## EXERCISE OBJECTIVE
Report how many lines in the listing below include the word "components". Write nothing besides the number.

---- GIVEN DATA

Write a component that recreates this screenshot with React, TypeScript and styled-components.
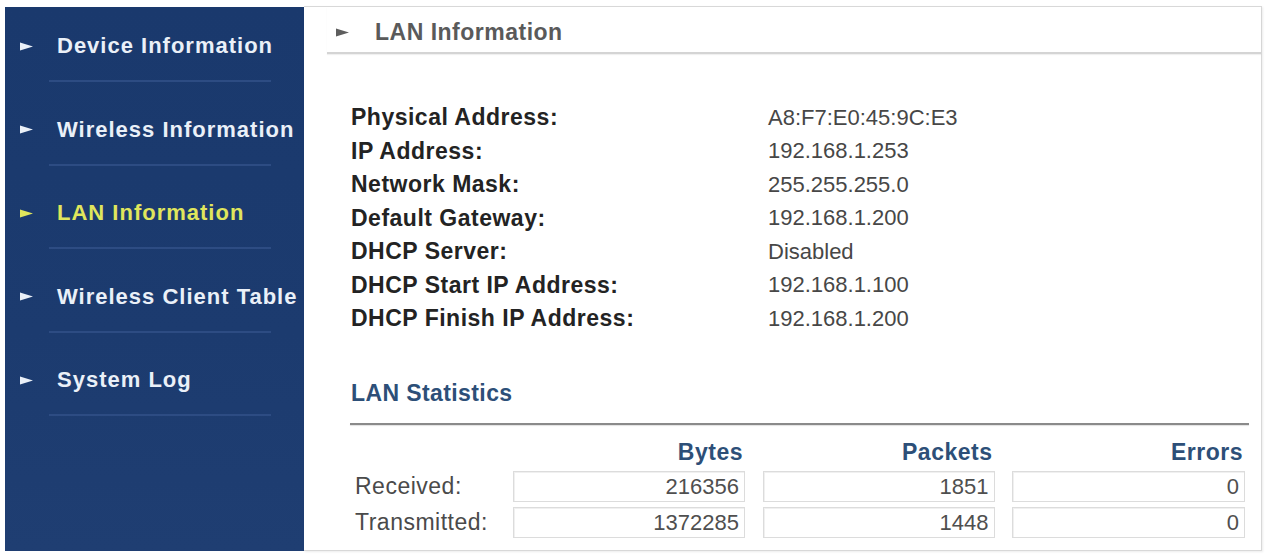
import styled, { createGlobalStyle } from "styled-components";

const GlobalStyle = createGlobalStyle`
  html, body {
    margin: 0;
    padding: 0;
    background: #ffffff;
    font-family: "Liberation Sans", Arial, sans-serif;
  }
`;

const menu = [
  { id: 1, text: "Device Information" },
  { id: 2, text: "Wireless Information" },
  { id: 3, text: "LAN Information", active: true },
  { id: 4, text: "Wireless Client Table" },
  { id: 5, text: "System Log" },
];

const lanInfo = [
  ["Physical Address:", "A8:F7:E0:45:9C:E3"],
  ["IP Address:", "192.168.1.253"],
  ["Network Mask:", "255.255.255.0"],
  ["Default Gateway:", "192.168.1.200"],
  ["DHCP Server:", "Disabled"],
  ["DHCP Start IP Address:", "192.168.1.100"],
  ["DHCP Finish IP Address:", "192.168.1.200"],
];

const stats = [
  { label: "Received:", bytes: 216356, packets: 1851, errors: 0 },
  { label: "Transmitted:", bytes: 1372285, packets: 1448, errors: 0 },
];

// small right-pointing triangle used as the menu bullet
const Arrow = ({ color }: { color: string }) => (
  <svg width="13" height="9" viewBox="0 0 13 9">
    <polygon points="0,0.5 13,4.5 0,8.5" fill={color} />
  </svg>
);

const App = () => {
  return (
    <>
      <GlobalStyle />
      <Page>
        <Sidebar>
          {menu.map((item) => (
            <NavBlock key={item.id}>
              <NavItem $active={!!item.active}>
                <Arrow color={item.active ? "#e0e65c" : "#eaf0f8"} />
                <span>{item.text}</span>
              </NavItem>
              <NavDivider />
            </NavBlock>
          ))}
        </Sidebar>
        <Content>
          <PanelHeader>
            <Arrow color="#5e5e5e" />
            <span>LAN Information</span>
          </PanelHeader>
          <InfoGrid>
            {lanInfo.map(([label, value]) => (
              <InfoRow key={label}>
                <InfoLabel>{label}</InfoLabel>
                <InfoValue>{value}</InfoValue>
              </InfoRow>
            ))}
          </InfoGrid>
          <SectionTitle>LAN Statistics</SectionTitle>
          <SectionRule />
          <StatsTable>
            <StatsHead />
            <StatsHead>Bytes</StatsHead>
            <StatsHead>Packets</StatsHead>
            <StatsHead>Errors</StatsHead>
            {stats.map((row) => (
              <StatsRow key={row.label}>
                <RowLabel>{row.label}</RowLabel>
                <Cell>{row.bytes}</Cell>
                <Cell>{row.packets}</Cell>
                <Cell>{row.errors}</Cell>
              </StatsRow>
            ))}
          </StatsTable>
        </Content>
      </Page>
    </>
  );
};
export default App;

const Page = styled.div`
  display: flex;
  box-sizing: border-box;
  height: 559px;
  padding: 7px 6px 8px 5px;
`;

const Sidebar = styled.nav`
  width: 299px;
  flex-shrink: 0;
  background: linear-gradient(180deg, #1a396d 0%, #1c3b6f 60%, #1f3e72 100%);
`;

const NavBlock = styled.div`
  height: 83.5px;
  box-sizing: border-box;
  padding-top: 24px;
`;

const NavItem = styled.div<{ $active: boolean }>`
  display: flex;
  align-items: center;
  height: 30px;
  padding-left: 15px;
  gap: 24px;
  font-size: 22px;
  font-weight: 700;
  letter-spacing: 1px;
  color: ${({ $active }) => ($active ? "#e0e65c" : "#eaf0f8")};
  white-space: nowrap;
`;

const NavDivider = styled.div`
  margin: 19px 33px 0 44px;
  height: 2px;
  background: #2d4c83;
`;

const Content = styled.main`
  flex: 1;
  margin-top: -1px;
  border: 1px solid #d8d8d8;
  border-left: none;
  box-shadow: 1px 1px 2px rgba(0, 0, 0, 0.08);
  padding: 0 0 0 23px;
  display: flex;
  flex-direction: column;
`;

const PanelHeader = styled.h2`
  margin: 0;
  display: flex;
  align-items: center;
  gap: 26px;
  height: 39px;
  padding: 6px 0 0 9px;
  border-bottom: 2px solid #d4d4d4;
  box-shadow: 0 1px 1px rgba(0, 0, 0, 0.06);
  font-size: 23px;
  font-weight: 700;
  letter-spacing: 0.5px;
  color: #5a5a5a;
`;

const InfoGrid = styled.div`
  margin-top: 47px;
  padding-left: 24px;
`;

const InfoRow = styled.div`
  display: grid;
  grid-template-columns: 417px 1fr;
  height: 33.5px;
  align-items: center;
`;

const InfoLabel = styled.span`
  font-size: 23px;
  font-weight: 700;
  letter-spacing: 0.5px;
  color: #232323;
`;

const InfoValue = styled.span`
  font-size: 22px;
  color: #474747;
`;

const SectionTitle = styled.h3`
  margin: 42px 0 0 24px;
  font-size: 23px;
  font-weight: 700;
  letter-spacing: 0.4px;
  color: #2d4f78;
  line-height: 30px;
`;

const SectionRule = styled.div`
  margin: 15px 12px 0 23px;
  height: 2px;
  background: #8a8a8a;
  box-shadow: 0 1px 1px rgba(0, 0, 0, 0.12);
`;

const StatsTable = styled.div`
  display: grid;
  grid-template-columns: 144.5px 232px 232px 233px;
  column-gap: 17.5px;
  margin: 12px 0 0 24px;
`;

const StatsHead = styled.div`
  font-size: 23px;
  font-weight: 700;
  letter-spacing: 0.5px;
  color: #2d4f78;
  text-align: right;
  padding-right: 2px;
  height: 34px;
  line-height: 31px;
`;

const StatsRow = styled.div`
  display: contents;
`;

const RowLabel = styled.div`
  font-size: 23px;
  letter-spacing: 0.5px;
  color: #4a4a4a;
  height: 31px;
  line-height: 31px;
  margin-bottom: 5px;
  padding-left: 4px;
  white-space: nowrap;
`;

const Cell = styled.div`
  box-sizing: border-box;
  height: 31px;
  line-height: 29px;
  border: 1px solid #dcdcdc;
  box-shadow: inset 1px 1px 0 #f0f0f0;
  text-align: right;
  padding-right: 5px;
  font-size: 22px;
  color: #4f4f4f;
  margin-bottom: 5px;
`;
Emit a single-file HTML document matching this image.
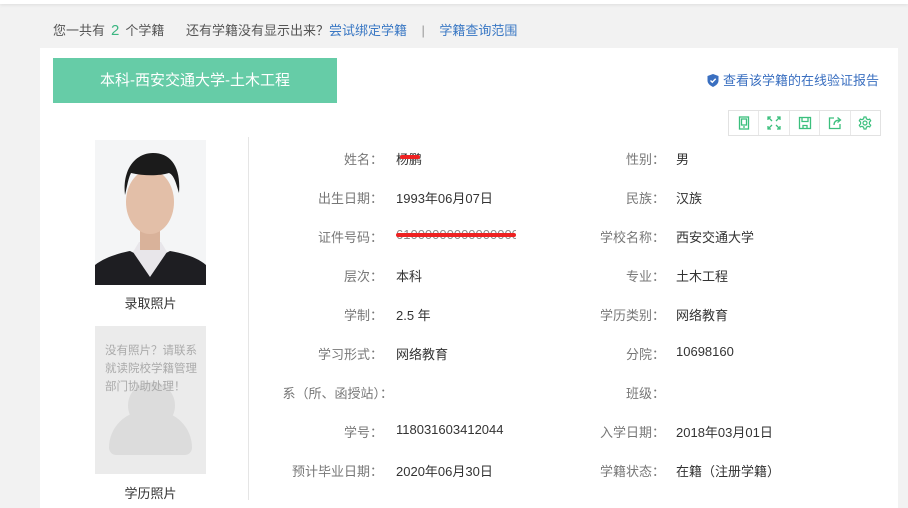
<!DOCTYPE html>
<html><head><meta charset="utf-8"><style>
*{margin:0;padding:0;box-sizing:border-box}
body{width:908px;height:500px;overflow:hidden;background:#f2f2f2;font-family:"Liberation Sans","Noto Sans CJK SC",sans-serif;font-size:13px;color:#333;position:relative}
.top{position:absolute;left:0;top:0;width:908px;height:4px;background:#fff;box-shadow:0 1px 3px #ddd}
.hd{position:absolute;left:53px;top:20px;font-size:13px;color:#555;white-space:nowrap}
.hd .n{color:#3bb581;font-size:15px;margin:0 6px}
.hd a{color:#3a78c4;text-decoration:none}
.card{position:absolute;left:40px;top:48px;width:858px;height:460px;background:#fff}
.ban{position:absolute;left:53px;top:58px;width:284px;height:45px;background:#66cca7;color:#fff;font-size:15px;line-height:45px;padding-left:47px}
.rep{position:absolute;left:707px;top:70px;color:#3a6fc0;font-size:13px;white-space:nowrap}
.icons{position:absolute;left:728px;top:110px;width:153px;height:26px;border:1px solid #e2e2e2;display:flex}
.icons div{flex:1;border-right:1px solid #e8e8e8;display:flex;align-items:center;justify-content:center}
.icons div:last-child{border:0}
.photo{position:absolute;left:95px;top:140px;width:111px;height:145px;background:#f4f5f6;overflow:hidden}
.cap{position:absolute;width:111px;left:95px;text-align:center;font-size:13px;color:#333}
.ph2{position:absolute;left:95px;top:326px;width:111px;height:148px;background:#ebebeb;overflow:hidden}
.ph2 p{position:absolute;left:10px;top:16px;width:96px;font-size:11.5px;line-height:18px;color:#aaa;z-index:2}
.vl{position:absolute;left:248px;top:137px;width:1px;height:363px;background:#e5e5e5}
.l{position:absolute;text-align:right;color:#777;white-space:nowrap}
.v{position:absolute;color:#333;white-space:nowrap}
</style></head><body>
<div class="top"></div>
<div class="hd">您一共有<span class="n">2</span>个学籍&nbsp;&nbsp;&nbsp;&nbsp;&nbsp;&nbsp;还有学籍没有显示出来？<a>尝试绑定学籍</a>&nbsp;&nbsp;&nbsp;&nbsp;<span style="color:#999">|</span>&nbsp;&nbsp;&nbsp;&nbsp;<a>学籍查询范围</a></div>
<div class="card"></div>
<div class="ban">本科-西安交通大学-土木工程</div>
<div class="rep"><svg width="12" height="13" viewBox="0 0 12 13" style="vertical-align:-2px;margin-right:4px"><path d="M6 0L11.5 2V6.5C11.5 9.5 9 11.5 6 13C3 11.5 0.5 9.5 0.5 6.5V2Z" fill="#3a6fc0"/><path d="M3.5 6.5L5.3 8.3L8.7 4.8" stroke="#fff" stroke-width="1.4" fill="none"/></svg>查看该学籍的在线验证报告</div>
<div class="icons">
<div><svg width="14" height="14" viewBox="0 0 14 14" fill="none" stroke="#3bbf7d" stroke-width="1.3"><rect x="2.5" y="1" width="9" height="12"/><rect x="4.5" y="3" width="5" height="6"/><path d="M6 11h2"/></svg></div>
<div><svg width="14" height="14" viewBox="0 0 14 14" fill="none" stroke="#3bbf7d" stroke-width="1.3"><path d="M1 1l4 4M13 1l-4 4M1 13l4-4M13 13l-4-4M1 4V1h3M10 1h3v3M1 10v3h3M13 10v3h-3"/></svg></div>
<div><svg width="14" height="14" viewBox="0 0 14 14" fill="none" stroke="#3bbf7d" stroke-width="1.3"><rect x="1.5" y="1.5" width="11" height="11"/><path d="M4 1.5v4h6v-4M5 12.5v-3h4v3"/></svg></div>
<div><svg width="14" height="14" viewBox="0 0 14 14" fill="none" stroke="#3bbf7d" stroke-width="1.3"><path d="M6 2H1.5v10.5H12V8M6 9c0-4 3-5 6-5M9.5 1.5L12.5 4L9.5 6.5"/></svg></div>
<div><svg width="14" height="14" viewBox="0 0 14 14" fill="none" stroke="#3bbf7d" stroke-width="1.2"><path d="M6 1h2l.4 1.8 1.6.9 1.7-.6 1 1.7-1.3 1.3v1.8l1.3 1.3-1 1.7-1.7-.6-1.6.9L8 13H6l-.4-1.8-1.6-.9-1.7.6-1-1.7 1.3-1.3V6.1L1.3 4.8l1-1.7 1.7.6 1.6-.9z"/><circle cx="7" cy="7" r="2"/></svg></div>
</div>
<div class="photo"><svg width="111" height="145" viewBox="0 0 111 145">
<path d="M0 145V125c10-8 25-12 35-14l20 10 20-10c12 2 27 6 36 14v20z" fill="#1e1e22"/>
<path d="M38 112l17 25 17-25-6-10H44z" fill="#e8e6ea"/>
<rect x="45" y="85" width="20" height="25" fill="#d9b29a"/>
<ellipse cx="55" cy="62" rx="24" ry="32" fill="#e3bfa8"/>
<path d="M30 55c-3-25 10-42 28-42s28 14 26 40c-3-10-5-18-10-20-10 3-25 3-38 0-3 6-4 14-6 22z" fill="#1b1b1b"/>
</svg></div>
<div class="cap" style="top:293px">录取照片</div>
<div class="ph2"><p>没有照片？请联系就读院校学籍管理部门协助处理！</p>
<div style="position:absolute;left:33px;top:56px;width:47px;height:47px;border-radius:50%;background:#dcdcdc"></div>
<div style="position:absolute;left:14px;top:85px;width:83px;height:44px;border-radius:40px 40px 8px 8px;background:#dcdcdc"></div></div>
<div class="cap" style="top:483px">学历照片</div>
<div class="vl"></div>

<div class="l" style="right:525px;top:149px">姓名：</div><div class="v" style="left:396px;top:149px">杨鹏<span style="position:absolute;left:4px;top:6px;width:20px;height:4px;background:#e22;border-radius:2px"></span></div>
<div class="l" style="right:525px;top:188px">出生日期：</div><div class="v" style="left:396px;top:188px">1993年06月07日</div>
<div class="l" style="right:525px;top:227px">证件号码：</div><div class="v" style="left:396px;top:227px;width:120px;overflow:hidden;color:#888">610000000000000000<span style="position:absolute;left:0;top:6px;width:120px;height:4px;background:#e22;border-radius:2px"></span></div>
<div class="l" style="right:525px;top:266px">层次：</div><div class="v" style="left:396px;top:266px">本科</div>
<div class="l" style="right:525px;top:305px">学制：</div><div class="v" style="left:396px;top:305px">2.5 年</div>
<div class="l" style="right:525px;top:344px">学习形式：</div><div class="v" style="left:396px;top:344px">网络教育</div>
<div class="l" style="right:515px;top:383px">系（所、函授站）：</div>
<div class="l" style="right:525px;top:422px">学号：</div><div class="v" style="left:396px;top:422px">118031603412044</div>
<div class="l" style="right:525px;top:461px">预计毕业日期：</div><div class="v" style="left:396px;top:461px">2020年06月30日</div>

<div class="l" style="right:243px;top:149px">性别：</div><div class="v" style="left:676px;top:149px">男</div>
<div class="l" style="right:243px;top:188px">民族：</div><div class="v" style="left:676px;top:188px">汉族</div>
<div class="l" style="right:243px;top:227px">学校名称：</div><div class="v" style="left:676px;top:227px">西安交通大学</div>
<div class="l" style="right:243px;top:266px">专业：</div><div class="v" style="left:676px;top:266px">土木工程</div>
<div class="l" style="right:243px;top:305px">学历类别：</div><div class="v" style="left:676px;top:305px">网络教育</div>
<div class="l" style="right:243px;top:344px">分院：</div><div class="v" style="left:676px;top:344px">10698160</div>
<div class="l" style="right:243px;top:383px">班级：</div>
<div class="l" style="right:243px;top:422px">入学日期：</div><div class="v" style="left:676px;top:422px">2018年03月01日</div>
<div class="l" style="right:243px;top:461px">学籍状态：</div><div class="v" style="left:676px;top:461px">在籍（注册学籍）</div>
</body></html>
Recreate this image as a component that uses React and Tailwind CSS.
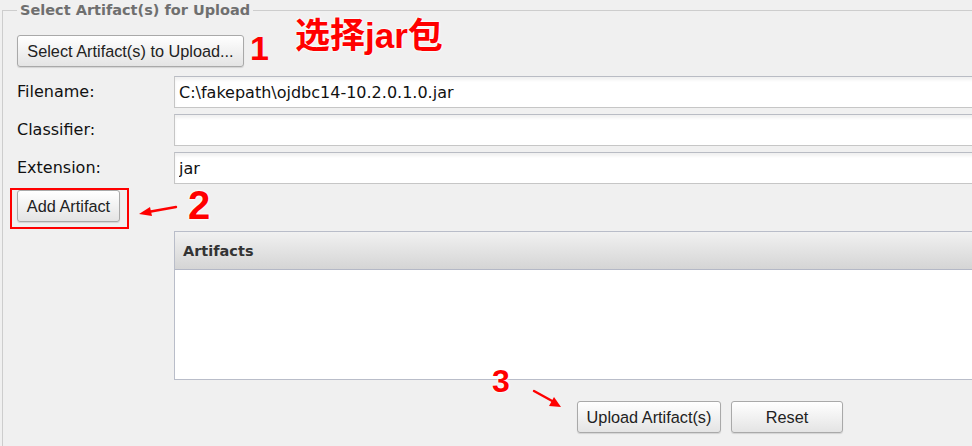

--------

## THE OUTPUT
2